*Aim:* In the material below, list every line carrying the string "styles".

▼

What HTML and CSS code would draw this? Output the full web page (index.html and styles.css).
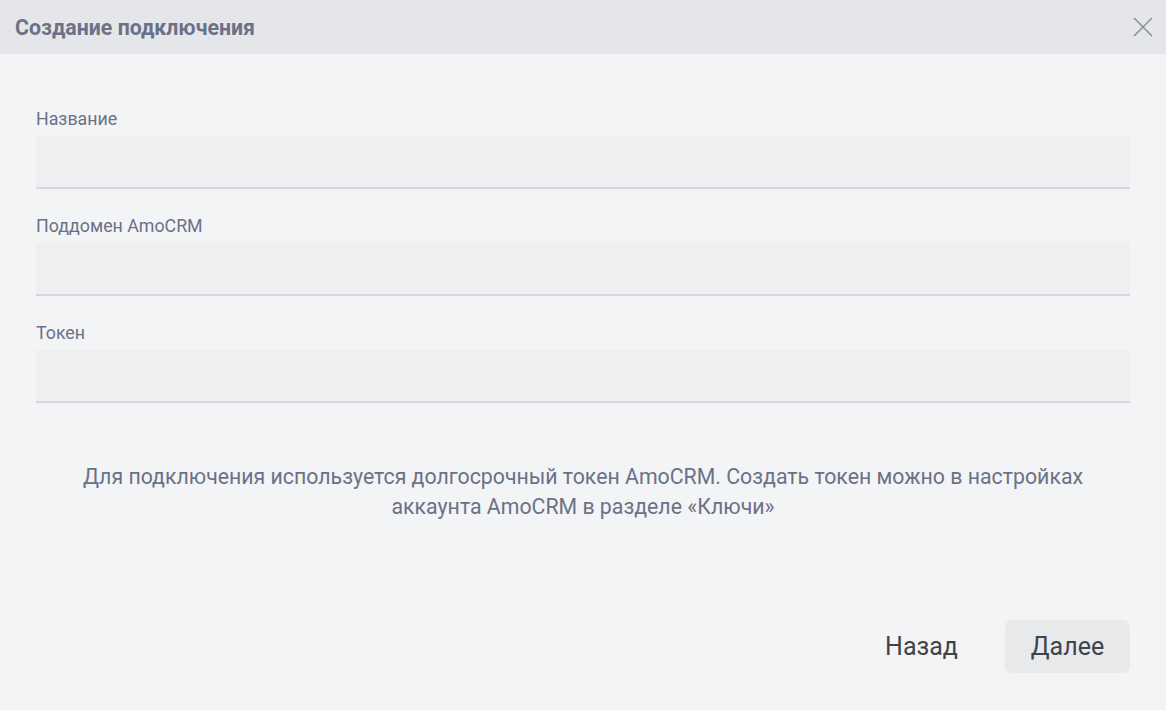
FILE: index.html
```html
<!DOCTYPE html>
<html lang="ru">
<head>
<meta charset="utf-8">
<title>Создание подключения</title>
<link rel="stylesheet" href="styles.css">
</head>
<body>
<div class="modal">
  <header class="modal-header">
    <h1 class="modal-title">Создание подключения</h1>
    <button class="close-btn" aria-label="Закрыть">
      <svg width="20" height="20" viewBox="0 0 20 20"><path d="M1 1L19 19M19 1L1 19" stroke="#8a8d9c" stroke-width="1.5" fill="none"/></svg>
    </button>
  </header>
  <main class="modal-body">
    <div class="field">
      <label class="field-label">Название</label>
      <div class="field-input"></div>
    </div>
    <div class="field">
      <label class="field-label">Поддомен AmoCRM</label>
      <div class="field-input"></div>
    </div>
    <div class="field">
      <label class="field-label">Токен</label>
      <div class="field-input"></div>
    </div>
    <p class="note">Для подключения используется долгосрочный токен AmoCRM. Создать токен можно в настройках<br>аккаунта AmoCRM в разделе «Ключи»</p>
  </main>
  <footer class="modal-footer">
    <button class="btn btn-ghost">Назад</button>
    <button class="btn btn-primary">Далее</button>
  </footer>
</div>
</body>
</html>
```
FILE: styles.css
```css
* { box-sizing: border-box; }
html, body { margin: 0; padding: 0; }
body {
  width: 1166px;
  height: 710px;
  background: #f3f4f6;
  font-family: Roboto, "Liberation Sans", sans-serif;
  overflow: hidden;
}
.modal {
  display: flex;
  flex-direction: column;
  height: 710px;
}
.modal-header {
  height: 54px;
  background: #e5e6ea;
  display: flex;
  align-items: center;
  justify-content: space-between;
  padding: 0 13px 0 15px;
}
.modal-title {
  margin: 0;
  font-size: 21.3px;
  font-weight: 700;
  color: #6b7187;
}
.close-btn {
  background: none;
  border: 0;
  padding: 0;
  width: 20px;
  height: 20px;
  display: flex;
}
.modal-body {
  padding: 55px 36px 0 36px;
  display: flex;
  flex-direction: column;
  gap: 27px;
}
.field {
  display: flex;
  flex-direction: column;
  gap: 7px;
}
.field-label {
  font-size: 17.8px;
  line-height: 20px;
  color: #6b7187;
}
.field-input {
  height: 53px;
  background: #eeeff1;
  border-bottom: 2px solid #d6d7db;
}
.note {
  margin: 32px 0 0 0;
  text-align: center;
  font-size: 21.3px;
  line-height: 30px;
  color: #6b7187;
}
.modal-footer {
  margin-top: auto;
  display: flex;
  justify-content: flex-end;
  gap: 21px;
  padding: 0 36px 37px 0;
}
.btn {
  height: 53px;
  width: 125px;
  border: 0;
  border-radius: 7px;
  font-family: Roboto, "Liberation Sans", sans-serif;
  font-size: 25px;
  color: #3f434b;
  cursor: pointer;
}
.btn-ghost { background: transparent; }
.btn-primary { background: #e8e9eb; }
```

▲

*Task solution:*
What HTML and CSS code would draw this? Output the full web page (index.html and styles.css).
<link rel="stylesheet" href="styles.css">
FILE: styles.css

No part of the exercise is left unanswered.